If you’re interested in adopting The Princess, she’s located in the Central-Northern VA area. Drop an e-mail to email@example.com. She is spayed and full vetted, and is free of feline leukemia and aids. She is approximately six years old, and is quite loving and cuddly. I really like her, and her face seems kinda like a bobcat to me, which makes me like her even more.
In a funny picture from yesterday, my cat Mitsy is trying to get to Sloan’s food in his neater feeder. Little does she realize she could just walk around a few inches and it would make her life much easier.
Normally I try to spend half my Mother’s Day with my Mother taking her to dinner at a nice restaurant. Her mother died on Mother’s Day, and so this can be a very sad day for her; I spent a lot of years trying to make it a happy memory instead of a sad one. I also like to spend part of my day with my kids, they used to make me breakfast in bed, but if not I like to take them out for a meal as well.
It was another source of guilt for me yesterday that I could not be there for any of them, and for myself. I love to be with them on Mother’s Day, it’s what makes the day special for me. I love all of them greatly, and I miss them so much.

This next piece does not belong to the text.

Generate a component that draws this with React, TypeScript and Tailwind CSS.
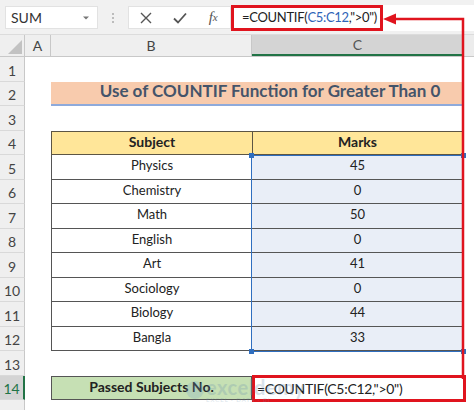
import React from "react";

const rows = [
  { s: "Physics", m: "45" },
  { s: "Chemistry", m: "0" },
  { s: "Math", m: "50" },
  { s: "English", m: "0" },
  { s: "Art", m: "41" },
  { s: "Sociology", m: "0" },
  { s: "Biology", m: "44" },
  { s: "Bangla", m: "33" },
];

function RowHead({ n, active }: { n?: number; active?: boolean }) {
  return (
    <div
      className={
        "w-[25px] shrink-0 h-full flex items-end justify-center text-[14px] leading-[20px] border-b border-[#d9d9d9] " +
        (active
          ? "bg-[#d4d4d4] text-[#217346] border-r-2 border-r-[#217346]"
          : "bg-[#efefef] text-[#444] border-r border-r-[#c8c8c8]")
      }
    >
      {n}
    </div>
  );
}

function Row({ n, active, children }: { n?: number; active?: boolean; children?: React.ReactNode }) {
  return (
    <div className="flex h-[24.5px] shrink-0">
      <RowHead n={n} active={active} />
      <div className="w-[26px] shrink-0" />
      {children}
    </div>
  );
}

export default function App() {
  return (
    <div
      className="relative w-[474px] h-[410px] overflow-hidden bg-white text-[#222]"
      style={{ fontFamily: "Lato, 'Open Sans', sans-serif" }}
    >
      {/* Top bar */}
      <div className="h-[35px] bg-[#f1f1f1] flex items-start pt-[6px] border-b border-[#dcdcdc]">
        <div className="ml-[5px] w-[93px] h-[23px] bg-white border border-[#e2e2e2] flex items-center px-[5px] text-[14px] text-[#333]">
          <span className="flex-1">SUM</span>
          <svg width="8" height="6" viewBox="0 0 8 6" className="mr-[2px]">
            <path d="M1 1.5 L4 4.5 L7 1.5 Z" fill="#777" />
          </svg>
        </div>
        <div className="w-[30px] h-[23px] flex flex-col items-center justify-center gap-[2px]">
          <span className="w-[2px] h-[2px] bg-[#aaa] rounded-full" />
          <span className="w-[2px] h-[2px] bg-[#aaa] rounded-full" />
          <span className="w-[2px] h-[2px] bg-[#aaa] rounded-full" />
        </div>
        <div className="w-[103px] h-[23px] bg-white border border-[#e2e2e2] flex items-center">
          <div className="w-[34px] flex justify-center">
            <svg width="14" height="14" viewBox="0 0 14 14">
              <path d="M2 2 L12 12 M12 2 L2 12" stroke="#555" strokeWidth="1.4" />
            </svg>
          </div>
          <div className="w-[34px] flex justify-center">
            <svg width="16" height="14" viewBox="0 0 16 14">
              <path d="M2 7.5 L6 11.5 L14 2.5" stroke="#555" strokeWidth="1.8" fill="none" />
            </svg>
          </div>
          <div
            className="w-[34px] flex justify-center text-[15px] italic text-[#555]"
            style={{ fontFamily: "'Liberation Serif', serif" }}
          >
            f<span className="text-[11px] mt-[3px]">x</span>
          </div>
        </div>
        <div className="flex-1 h-[26px] -mt-[1px] bg-white flex">
          <div className="h-full w-[152px] border-[3px] border-[#e0141e] flex items-center pl-[8px] text-[13px] text-[#222] tracking-[-0.3px] whitespace-nowrap">
            =COUNTIF(<span className="text-[#2e64b8]">C5:C12</span>,"&gt;0")
          </div>
        </div>
      </div>

      {/* Column headers */}
      <div className="h-[22px] flex bg-[#efefef] border-b border-[#c8c8c8]">
        <div className="w-[25px] shrink-0 flex items-end justify-end pr-[2px] pb-[2px] border-r border-[#c8c8c8]">
          <svg width="14" height="14" viewBox="0 0 14 14">
            <path d="M14 0 L14 14 L0 14 Z" fill="#c2c2c2" />
          </svg>
        </div>
        <div className="w-[26px] shrink-0 flex items-center justify-center text-[14px] text-[#444] border-r border-[#c8c8c8]">
          A
        </div>
        <div className="w-[201px] shrink-0 flex items-center justify-center text-[14px] text-[#444] border-r border-[#c8c8c8]">
          B
        </div>
        <div className="w-[211px] shrink-0 flex items-center justify-center text-[14px] text-[#555] bg-[#d4d4d4] border-b-2 border-[#217346]">
          C
        </div>
        <div className="flex-1 bg-[#ececec]" />
      </div>

      {/* Sheet rows */}
      <div className="flex flex-col">
        <Row n={1} />
        <Row n={2}>
          <div className="w-[412px] shrink-0 bg-[#f8cbad] border-b-2 border-[#8eaadb] flex items-end pb-[1px] justify-center pl-[26px] font-bold text-[17px] text-[#44546a]">
            Use of COUNTIF Function for Greater Than 0
          </div>
        </Row>
        <Row n={3} />
        <Row n={4}>
          <div className="w-[201px] shrink-0 bg-[#ffe699] border border-r-0 border-[#5c5544] flex items-end pb-[2px] justify-center font-bold text-[14px]">
            Subject
          </div>
          <div className="w-[211px] shrink-0 bg-[#ffe699] border border-[#5c5544] flex items-end pb-[2px] justify-center font-bold text-[14px]">
            Marks
          </div>
        </Row>
        {rows.map((r, i) => (
          <Row n={5 + i} key={r.s}>
            <div className="w-[201px] shrink-0 bg-white border-l border-b border-[#555] flex items-end pb-[3px] justify-center text-[13px]">
              {r.s}
            </div>
            <div className="w-[211px] shrink-0 bg-[#e9eef7] border-b border-[#555] flex items-end pb-[3px] justify-center text-[13px]">
              {r.m}
            </div>
          </Row>
        ))}
        <Row n={13} />
        <Row n={14} active>
          <div className="w-[201px] shrink-0 bg-[#c6e0b4] border border-[#555] flex items-end pb-[2px] justify-center font-bold text-[14px]">
            Passed Subjects No.
          </div>
          <div className="w-[214px] shrink-0 bg-white border-[3px] border-[#e0141e] -mt-[1px] h-[27px] flex items-center pl-[2px] text-[14px] text-[#222] tracking-[-0.3px] whitespace-nowrap">
            =COUNTIF(C5:C12,"&gt;0")
          </div>
        </Row>
        <Row />
      </div>

      {/* selection border C5:C12 */}
      <div className="absolute left-[251px] top-[155px] w-[213px] h-[197px] border border-[#2f6ebf] pointer-events-none">
        <span className="absolute -left-[3px] -top-[3px] w-[5px] h-[5px] bg-[#2f6ebf]" />
        <span className="absolute -right-[3px] -top-[3px] w-[5px] h-[5px] bg-[#2f6ebf]" />
        <span className="absolute -left-[3px] -bottom-[3px] w-[5px] h-[5px] bg-[#2f6ebf]" />
        <span className="absolute -right-[3px] -bottom-[3px] w-[5px] h-[5px] bg-[#2f6ebf]" />
      </div>

      {/* watermark */}
      <div className="absolute left-[186px] top-[377px] flex items-center opacity-25 pointer-events-none">
        <span className="w-[18px] h-[18px] rounded-full bg-[#7fa7c9] mr-[2px]" />
        <span className="flex flex-col leading-none">
          <span className="text-[20px] font-bold text-[#6b8fae] tracking-[0.5px]">exceldemy</span>
          <span className="text-[6px] text-[#6b8fae] tracking-[1px]">EXCEL · DATA · BI</span>
        </span>
      </div>

      {/* red annotation line with arrow */}
      <svg className="absolute left-0 top-0 pointer-events-none" width="474" height="410">
        <path d="M394 19 L463 19 L463 379" stroke="#e0141e" strokeWidth="2.5" fill="none" />
        <path d="M383 19 L396 13.5 L396 24.5 Z" fill="#e0141e" />
      </svg>
    </div>
  );
}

My son Rayne sent me a card that immediately sent me into tears. Here’s what it said:
I could never explain how grateful I am to have you in my life. Just knowing you’re always there with an understanding heart gives me a feeling of happiness that means more than I can say…And to know that you count on me just as I count on you makes our special bond one of the most valuable gifts I’ve ever been given.
Isn’t that awesome? He’s almost 20 now, and I’m so grateful and proud to call him my son.
Then he wrote this: “Momma, I love you and respect you utterly. I wish you luck with your hunger strike, but if you die I will find you in the afterlife and smack the shit out of you. Love you with all I have to give.”
That about sums it up. Many activists don’t have families because when they take on important but dangerous actions on behalf of their cause, then there is no one to hurt but themselves. They cut the guilt out of the equation.
But I have a husband who I love more than anything—our two-year anniversary is coming up June 20—and two children that I love to pieces. I hate so much that I am hurting them with my actions every day. On top of all the stress and pain that I am enduring for me, I know that I am causing them pain too, and that rips me up inside.
When I first told my mom I was going on a hunger strike, she said “that’s nice dear.” OK, so she doesn’t know what one is. I was fine with that, because I didn’t have to start hurting her right then. Now she understands and is calling me every day and getting herself really worked up over it.
This makes me sad, and I want to tell my family and close friends that I love you all so much, and I’m so, so sorry that I’m causing you pain with my actions.
I will not be able to sit outside Poindexter’s office today, but I believe my friend Wanda will be doing so in my stead. If so, thank you, Wanda. I’m very grateful to you. I will be back there tomorrow, from 11-4.